Using the records below, count the lines with "matches" in them. Give the number only.

» RECORDS FOR THIS EXERCISE
===

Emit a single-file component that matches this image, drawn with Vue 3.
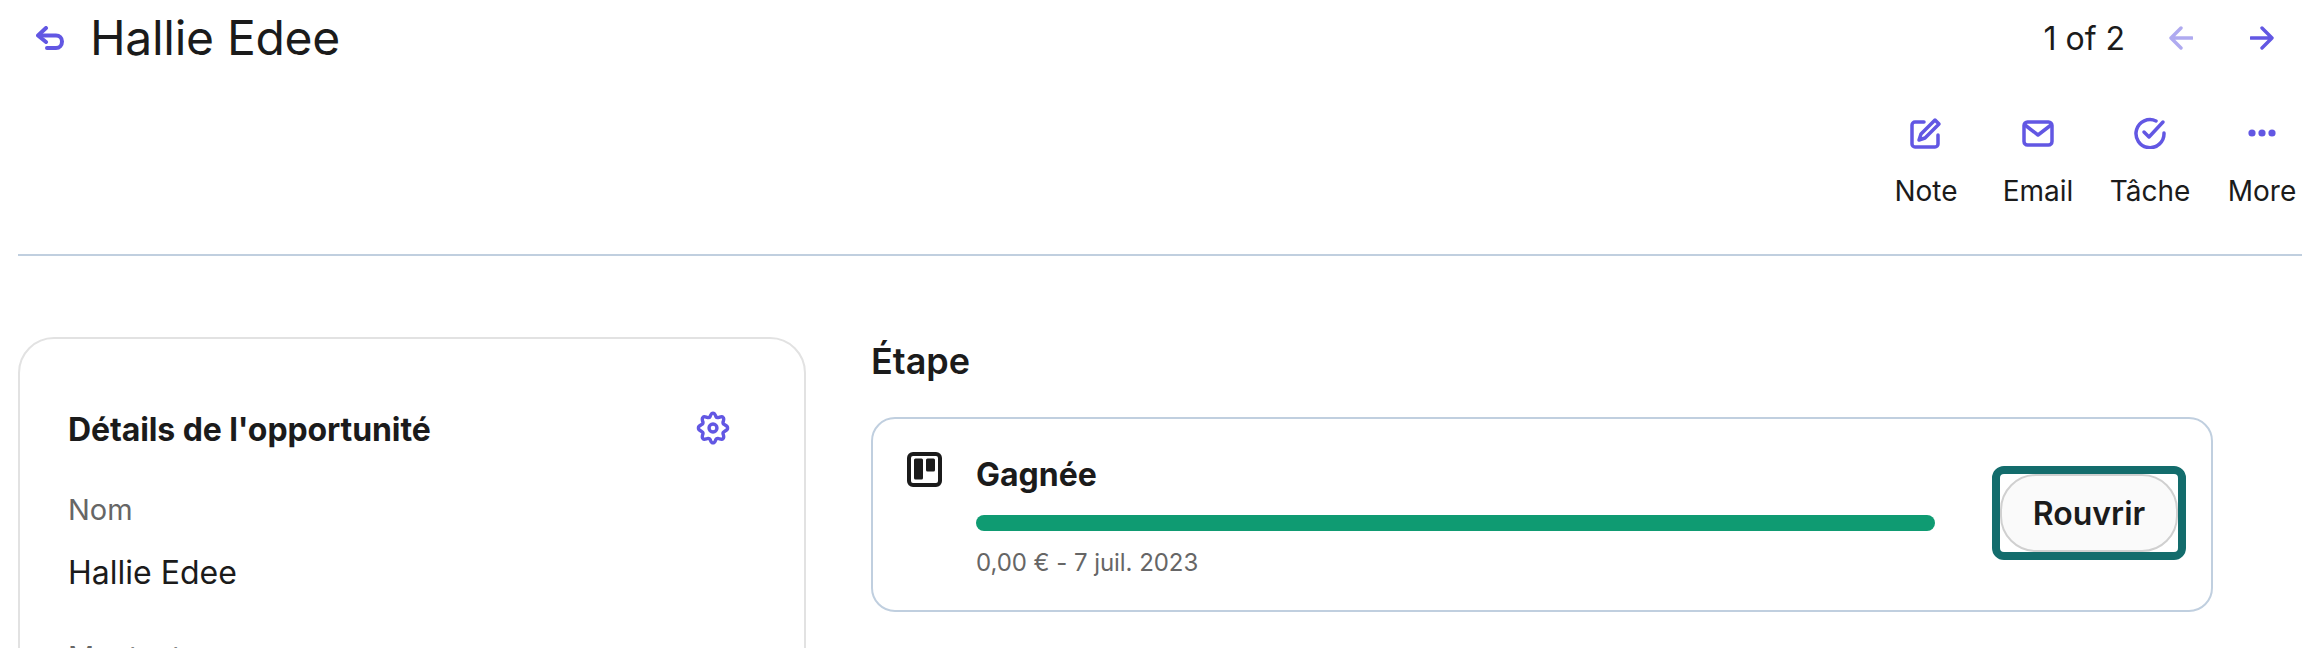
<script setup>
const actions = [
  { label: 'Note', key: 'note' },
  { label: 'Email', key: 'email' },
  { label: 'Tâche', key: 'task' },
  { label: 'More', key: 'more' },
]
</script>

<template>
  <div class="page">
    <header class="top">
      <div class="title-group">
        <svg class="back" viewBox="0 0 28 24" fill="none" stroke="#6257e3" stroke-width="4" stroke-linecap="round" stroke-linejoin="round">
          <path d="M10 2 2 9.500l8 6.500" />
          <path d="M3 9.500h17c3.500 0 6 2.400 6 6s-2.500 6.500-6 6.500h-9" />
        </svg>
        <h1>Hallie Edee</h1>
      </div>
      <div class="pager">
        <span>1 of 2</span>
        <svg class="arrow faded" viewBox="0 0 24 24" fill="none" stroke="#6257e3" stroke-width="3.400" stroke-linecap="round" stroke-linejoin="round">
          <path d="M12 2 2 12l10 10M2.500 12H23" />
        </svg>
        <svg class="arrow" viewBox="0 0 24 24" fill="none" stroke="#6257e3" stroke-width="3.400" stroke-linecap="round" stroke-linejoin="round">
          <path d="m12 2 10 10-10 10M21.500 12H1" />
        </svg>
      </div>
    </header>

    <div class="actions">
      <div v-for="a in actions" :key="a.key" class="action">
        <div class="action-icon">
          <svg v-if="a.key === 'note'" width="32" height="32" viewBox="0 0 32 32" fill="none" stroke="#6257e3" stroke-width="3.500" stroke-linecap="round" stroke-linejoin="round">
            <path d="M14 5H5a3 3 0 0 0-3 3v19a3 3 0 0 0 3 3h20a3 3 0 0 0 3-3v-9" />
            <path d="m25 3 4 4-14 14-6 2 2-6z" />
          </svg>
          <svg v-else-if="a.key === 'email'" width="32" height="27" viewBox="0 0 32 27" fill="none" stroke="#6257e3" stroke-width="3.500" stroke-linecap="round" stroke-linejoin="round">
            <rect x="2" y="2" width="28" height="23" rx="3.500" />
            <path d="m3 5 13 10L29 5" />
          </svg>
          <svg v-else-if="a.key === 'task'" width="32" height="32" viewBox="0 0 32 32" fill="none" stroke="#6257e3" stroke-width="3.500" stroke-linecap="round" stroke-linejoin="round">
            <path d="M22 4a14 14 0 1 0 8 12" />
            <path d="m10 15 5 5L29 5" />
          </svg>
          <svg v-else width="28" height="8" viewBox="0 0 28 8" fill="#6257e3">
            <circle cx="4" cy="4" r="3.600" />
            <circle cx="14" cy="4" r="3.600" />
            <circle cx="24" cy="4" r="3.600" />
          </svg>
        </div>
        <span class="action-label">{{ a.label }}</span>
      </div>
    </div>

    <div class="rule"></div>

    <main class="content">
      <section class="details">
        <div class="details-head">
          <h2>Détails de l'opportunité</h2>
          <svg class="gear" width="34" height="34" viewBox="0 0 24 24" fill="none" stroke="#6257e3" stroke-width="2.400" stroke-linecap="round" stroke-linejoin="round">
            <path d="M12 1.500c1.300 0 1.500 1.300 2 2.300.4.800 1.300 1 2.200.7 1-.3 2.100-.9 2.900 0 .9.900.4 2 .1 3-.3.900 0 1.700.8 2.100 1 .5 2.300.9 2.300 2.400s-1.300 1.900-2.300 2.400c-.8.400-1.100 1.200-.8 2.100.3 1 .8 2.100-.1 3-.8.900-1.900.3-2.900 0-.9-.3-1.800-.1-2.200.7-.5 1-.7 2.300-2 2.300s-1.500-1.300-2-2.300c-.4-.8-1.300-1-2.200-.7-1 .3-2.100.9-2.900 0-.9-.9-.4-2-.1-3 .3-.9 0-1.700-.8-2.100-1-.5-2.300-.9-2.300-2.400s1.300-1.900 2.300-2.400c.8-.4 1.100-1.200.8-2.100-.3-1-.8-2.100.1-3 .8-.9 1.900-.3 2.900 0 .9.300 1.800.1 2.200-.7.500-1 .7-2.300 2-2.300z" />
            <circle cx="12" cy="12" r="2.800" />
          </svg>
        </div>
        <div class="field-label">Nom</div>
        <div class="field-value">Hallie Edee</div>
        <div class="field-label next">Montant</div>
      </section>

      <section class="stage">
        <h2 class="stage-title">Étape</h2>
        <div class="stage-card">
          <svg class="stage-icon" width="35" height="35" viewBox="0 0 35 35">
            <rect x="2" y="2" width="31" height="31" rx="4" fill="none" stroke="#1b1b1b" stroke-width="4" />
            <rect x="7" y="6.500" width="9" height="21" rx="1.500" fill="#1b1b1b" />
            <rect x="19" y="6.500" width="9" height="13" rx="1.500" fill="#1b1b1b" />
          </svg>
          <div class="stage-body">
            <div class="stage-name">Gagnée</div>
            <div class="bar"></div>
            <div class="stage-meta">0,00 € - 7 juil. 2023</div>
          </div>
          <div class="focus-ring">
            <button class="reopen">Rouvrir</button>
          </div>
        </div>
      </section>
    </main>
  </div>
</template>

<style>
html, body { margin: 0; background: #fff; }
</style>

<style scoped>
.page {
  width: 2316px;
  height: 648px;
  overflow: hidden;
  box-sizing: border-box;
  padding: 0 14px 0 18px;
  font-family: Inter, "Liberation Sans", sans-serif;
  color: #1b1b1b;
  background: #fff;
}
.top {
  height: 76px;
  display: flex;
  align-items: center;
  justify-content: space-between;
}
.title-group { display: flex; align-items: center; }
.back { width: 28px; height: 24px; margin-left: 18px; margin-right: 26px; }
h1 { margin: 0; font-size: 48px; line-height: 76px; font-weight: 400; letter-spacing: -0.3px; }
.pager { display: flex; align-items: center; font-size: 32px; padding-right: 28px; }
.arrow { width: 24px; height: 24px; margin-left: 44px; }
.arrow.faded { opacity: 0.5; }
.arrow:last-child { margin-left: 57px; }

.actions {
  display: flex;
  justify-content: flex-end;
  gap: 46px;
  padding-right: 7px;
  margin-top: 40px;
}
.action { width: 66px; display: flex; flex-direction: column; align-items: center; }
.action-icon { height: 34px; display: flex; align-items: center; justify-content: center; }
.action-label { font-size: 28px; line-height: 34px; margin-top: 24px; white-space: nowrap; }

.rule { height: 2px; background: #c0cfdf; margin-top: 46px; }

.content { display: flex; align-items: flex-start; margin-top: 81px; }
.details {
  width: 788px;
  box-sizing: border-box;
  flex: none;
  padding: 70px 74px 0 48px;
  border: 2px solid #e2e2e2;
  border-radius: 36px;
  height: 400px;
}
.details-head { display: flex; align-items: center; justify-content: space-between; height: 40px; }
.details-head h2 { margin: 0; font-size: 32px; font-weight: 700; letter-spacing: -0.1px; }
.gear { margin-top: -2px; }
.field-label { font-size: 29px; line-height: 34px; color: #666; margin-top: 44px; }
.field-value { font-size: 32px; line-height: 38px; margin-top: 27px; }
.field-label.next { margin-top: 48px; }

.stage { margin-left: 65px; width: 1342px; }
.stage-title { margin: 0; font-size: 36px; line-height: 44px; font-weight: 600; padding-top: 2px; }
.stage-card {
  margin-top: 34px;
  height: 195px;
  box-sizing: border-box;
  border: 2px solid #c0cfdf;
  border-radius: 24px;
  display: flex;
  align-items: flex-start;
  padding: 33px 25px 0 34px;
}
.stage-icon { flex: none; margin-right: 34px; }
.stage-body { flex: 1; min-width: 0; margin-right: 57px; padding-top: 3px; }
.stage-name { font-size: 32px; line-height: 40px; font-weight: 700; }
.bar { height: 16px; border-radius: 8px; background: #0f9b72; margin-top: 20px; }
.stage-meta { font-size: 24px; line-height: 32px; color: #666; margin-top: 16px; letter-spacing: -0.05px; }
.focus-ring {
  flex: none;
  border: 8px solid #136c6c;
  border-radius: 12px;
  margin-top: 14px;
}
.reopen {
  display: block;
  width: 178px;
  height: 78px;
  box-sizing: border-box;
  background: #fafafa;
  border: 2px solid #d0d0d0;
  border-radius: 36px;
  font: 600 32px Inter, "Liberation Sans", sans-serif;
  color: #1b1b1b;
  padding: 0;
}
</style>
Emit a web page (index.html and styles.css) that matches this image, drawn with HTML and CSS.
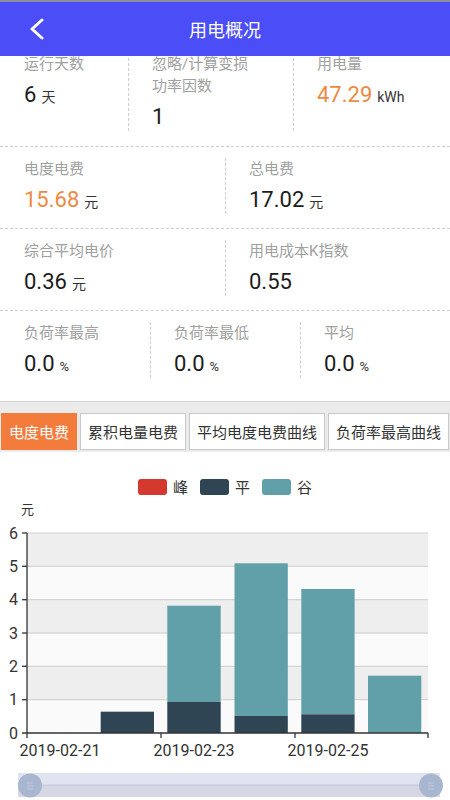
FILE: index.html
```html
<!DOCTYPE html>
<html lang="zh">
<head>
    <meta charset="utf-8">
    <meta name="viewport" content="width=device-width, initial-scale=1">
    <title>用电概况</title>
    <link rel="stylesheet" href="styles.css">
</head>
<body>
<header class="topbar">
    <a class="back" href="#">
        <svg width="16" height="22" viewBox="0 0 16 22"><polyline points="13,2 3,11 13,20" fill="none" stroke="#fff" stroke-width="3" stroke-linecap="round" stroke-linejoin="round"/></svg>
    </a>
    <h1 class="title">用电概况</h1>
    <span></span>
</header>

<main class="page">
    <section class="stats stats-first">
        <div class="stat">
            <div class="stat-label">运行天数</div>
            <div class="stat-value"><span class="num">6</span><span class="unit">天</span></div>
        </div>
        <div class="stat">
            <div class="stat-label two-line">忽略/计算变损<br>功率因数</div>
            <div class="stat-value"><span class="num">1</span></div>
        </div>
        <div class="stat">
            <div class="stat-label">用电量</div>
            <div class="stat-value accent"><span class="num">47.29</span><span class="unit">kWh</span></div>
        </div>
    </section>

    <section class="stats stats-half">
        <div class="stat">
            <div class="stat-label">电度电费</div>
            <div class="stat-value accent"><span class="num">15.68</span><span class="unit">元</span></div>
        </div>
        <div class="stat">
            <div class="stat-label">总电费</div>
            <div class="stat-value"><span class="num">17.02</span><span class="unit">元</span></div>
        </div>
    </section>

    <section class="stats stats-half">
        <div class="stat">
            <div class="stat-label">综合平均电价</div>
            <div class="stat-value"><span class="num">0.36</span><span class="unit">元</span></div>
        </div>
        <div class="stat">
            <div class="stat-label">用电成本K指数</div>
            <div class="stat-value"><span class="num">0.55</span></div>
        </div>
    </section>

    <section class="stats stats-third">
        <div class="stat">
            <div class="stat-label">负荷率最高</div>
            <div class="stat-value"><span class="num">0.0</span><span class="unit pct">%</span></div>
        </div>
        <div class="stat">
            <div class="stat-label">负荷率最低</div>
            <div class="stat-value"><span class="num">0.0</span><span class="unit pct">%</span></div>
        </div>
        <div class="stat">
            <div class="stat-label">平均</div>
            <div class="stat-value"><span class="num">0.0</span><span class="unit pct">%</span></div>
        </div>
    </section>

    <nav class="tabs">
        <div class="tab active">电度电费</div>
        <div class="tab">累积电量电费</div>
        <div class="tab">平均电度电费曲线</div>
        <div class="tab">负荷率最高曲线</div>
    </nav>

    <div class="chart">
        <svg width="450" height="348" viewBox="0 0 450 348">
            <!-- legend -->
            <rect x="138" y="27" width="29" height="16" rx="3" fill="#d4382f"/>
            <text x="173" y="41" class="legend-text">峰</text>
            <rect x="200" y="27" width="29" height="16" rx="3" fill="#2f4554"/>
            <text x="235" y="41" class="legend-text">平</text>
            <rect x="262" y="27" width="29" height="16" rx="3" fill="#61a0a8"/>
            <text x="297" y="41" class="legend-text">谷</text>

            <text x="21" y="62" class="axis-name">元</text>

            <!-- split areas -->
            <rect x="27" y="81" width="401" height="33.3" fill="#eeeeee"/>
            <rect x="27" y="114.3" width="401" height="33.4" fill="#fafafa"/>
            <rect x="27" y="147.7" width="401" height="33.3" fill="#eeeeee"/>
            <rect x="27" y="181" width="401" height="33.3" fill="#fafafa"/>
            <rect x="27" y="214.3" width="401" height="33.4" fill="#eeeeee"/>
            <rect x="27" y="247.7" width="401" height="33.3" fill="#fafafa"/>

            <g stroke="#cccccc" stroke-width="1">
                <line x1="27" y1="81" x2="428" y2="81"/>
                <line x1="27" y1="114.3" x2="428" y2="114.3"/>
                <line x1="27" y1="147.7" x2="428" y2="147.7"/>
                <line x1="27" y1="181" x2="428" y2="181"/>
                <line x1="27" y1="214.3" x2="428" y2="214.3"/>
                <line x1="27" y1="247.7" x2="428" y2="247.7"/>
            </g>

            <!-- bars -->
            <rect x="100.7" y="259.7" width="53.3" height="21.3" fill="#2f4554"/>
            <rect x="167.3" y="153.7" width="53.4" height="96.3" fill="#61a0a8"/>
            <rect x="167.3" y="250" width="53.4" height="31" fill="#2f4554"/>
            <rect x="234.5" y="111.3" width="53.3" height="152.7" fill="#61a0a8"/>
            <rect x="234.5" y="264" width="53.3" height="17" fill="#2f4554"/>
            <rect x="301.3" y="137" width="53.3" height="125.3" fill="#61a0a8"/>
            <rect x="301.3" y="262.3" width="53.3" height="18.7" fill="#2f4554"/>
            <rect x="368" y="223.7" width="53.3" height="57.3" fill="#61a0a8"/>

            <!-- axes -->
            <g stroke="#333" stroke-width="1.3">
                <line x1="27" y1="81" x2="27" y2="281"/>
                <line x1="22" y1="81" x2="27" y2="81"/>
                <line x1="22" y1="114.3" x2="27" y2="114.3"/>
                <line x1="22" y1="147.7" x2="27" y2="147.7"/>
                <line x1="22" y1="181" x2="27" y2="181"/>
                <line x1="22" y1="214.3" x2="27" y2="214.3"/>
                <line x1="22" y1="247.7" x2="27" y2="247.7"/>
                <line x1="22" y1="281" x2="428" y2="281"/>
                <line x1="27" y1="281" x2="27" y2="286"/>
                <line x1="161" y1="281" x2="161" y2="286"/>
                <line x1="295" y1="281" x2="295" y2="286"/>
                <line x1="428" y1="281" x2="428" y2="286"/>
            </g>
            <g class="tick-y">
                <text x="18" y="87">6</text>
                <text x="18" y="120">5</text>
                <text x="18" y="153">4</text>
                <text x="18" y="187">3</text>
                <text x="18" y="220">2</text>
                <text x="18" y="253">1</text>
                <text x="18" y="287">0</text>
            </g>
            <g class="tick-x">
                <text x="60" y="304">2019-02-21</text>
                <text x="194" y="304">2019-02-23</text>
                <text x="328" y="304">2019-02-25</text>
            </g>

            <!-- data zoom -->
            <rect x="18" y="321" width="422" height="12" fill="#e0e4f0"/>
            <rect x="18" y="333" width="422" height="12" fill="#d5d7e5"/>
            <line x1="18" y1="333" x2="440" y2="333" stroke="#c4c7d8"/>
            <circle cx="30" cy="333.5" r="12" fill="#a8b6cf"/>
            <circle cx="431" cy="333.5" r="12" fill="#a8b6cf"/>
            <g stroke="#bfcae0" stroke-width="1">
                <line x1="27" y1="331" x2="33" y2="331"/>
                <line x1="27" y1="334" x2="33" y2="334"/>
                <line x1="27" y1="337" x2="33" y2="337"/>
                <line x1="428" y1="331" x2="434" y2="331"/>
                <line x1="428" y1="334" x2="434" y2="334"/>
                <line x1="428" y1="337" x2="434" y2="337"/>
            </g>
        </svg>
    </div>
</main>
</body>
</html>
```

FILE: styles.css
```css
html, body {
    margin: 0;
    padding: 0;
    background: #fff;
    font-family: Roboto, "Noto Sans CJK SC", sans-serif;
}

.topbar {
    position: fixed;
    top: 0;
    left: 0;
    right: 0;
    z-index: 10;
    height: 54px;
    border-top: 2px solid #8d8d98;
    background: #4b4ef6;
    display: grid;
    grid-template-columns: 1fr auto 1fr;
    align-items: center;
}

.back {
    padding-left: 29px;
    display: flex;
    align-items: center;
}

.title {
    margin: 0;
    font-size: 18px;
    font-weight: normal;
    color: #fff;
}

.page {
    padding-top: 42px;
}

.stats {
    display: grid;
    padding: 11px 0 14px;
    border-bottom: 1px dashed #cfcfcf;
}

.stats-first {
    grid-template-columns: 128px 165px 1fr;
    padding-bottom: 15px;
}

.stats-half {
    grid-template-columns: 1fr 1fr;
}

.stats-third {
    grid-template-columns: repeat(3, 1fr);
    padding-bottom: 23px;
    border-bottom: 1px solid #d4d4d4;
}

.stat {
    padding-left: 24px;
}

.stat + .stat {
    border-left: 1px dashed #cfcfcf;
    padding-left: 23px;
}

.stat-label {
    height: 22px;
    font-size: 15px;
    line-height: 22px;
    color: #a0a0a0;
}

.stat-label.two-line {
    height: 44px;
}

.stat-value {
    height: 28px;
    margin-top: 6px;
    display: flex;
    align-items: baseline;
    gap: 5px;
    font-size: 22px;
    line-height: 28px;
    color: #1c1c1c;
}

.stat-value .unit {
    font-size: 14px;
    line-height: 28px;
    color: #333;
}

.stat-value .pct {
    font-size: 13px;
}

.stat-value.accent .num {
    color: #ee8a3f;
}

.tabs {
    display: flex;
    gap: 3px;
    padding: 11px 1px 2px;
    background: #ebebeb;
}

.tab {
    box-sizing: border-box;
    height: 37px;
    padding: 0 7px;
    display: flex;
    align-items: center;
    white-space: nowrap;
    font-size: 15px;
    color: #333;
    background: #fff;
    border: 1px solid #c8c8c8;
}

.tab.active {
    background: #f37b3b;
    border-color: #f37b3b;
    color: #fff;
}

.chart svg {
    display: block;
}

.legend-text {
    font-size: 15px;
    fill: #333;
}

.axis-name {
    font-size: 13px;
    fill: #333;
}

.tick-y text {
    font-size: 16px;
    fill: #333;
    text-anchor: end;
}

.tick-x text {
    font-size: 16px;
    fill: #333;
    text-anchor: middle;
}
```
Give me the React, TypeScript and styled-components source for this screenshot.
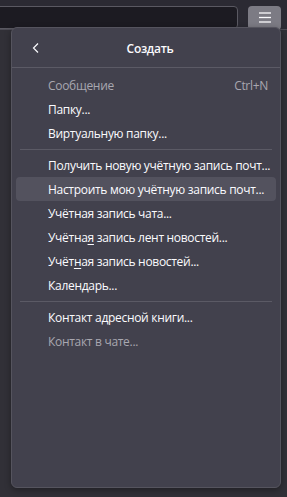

===

» EXERCISE SOLUTION
2